Un fossé intérieur apparaît comme le résultat d'une opération d'extraction de la pierre ayant servi à surélever le rempart. Le grand fossé extérieur, profond de 3 mètres, est large de près de 13 mètres à l'ouverture. En bordure du chemin actuel, ce fossé s'interrompt, confirmant que la route gauloise est au même emplacement.

La fouille du côté nord de l'entrée principale a révélé l'existence d'une entrée précédée d'un porche monumental qui soutenait une tour haute d'une trentaine de mètres.
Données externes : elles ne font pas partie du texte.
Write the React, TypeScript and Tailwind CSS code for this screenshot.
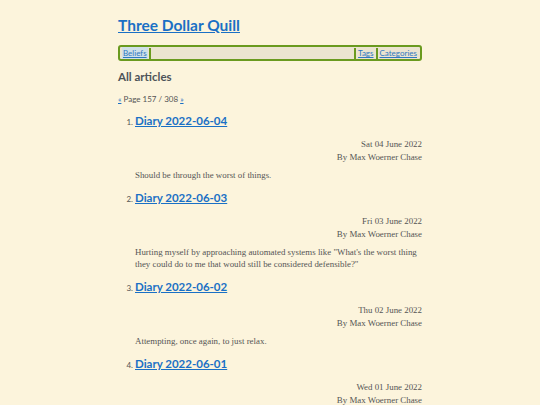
const articles = [
  {
    n: 1,
    title: "Diary 2022-06-04",
    date: "Sat 04 June 2022",
    summary: "Should be through the worst of things.",
  },
  {
    n: 2,
    title: "Diary 2022-06-03",
    date: "Fri 03 June 2022",
    summary:
      "Hurting myself by approaching automated systems like \"What's the worst thing they could do to me that would still be considered defensible?\"",
  },
  {
    n: 3,
    title: "Diary 2022-06-02",
    date: "Thu 02 June 2022",
    summary: "Attempting, once again, to just relax.",
  },
  {
    n: 4,
    title: "Diary 2022-06-01",
    date: "Wed 01 June 2022",
    summary: "",
  },
];

const sans = "font-['Lato','Open_Sans',sans-serif]";
const serif = "font-['Liberation_Serif','DejaVu_Serif',serif]";

const App = () => {
  return (
    <div className="h-[405px] overflow-hidden bg-[#fcf4dc] text-[#555]">
      <div className="w-[304px] mx-auto pt-[15px]">
        <h1 className={`${sans} text-[15.5px] leading-[20px] font-bold`}>
          <a href="#" className="text-[#1a70c5] underline">
            Three Dollar Quill
          </a>
        </h1>
        <nav
          className={`${sans} mt-[10px] h-[16px] flex items-center border-2 border-[#6a9a1f] rounded-[3px] bg-[#ebe4d0] text-[8px] px-[2px]`}
        >
          <a href="#" className="text-[#2f78c0] underline bg-[#cfe0e8] px-px">
            Beliefs
          </a>
          <span className="w-[2px] h-[11px] bg-[#6a9a1f] mx-px" />
          <span className="flex-1" />
          <span className="w-[2px] h-[11px] bg-[#6a9a1f] mx-px" />
          <a href="#" className="text-[#2f78c0] underline px-px">
            Tags
          </a>
          <span className="w-[2px] h-[11px] bg-[#6a9a1f] mx-px" />
          <a href="#" className="text-[#2f78c0] underline px-px">
            Categories
          </a>
        </nav>
        <h2 className={`${sans} mt-[8px] text-[11.5px] leading-[16px] font-bold text-[#4d5358]`}>
          All articles
        </h2>
        <p className={`${sans} mt-[9px] text-[8px] leading-[10px] text-[#555]`}>
          <a href="#" className="text-[#1a70c5] underline">«</a> Page 157 / 308{" "}
          <a href="#" className="text-[#1a70c5] underline">»</a>
        </p>
        <ol className="mt-[7px]">
          {articles.map((a) => (
            <li key={a.n} className="flex flex-col">
              <div className="flex items-baseline">
                <span className={`${sans} w-[17px] text-right pr-[2px] text-[8px] text-[#555]`}>
                  {a.n}.
                </span>
                <a
                  href="#"
                  className={`${sans} text-[11.5px] leading-[20px] font-bold text-[#1a70c5] underline`}
                >
                  {a.title}
                </a>
              </div>
              <div className={`${serif} mt-[7px] text-right text-[8.9px] leading-[13px] text-[#555]`}>
                <div>{a.date}</div>
                <div>By Max Woerner Chase</div>
              </div>
              {a.summary && (
                <p className={`${serif} ml-[17px] mt-[5px] mb-[7px] text-[8.9px] leading-[12px] text-[#555]`}>
                  {a.summary}
                </p>
              )}
            </li>
          ))}
        </ol>
      </div>
    </div>
  );
};

export default App;
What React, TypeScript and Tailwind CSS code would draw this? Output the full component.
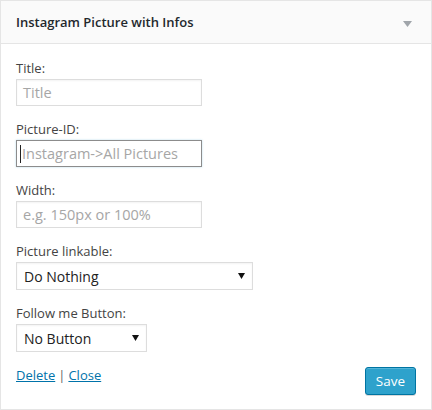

La chaussée, au niveau de l'entrée, décrit un large arc de cercle. Trois phases successives de fréquentation ont été mises en évidence. La première correspond à l'établissement initial de la chaussée et à l'installation de la porte principale. Elle est datée par 26 monnaies (dont 13 oboles massaliotes émises après 49 av. J .-C.) entrant probablement dans la solde d'auxilia ayant stationné auparavant dans le sud de la Gaule. Le matériel recueilli confirme le caractère militaire de l'occupation (quelques armes, pointes et talons de lances, une garde de gladius ?). La dernière phase est liée à une destruction probablement définitive du site fortifié, et peut-être à son abandon. Un as de Tibère “à l'autel de Lyon” issu de la couche de décapage pourrait dater cet abandon du site.

Beaucoup plus à l'intérieur de l'oppidum, un second rempart arasé délimite une surface de 6 ha. Il forme un talus massif, seulement parementé en grès à proximité de l'entrée. Il est défendu par un fossé à fond plat, aux parois assez abruptes taillées dans la roche calcaire. L'entrée est analogue à l'entrée principale. On accède à cette porte par une chaussée qui, se trouvant directement sous les labours, est très mal conservée.

Bibliographie :

G. Fercoq Du Leslay. "Le camp de César". Un camp militaire romain au Ier siècle avant J.-C. à la Chaussée-Tirancourt, Somme. Ed. Conseil général de la Somme, 2009, 64 p.

T. Ben Redjeb. Carte archéologique de la Gaule. La Somme 80/2. Paris : Académie des Inscriptions et Belles-Lettres, 2012, p. 282-284.

Tahar Ben Redjeb

Transcription

Catherine Matausch
Deux archéologues et une vingtaine d’étudiants ont poursuivi, cet été, la mise à jour du site gaulois de la Chaussée-Tirancourt. Un ensemble exceptionnel pour la région autour duquel devrait s’articuler prochainement un complexe archéologique, le centre Samara dont vous avez déjà entendu parler. Tout au long de cette coupe de 90 mètres de long, les chercheurs vont de découverte en découverte.
(Bruit)
Isabelle Tepper
Pour la troisième année consécutive, c’est au tour d’un rempart gaulois que sont concentrées les fouilles du site de la Chaussée-Tirancourt. Dans notre région, le terme de gaulois est d’ailleurs impropre. Et c’est précisément aux Belges que l’on doit ce rempart, la route, le fossé et les habitations. Un tel ensemble édifié au premier siècle avant Jésus Christ représente pour les chercheurs l’amorce d’un processus d’urbanisation interrompu par la conquête romaine. 90 mètres d’une coupe celtique sont mis à jour progressivement. Un cas pratiquement unique en Europe.
(Bruit)
Alain Duval
Le rempart lui-même est déjà très considérable puisqu’il y a quatre états du rempart. Et ce qui est visible dans la fouille de cette année, c’est l’avant-dernier état du rempart, le plus beau, avec le parement de grès qui est derrière nous. Et d’autre part, nous avons également découvert l’habitat qui se trouve à proximité de ce rempart, dans l’intérieur du camp, un habitat qui est datable des années 100-50 avant Jésus Christ. Et nous avons également découvert la porte d’entrée et la route d’entrée, la route gauloise et puis la route du début de l’époque gallo-romaine vers ce camp fortifié de la Chaussée-Tirancourt.
Isabelle Tepper
Ça a été la grosse surprise des fouilles cette année ?
Alain Duval
C’était la grosse surprise des fouilles. On savait, de toute façon, qu’il y avait, quelque part, une porte. Mais ce qui est assez étonnant, c’est de voir que la porte se situe à l’emplacement même où passe la route contemporaine c'est-à-dire que depuis 2000 ans, on passe à travers le rempart exactement au même endroit.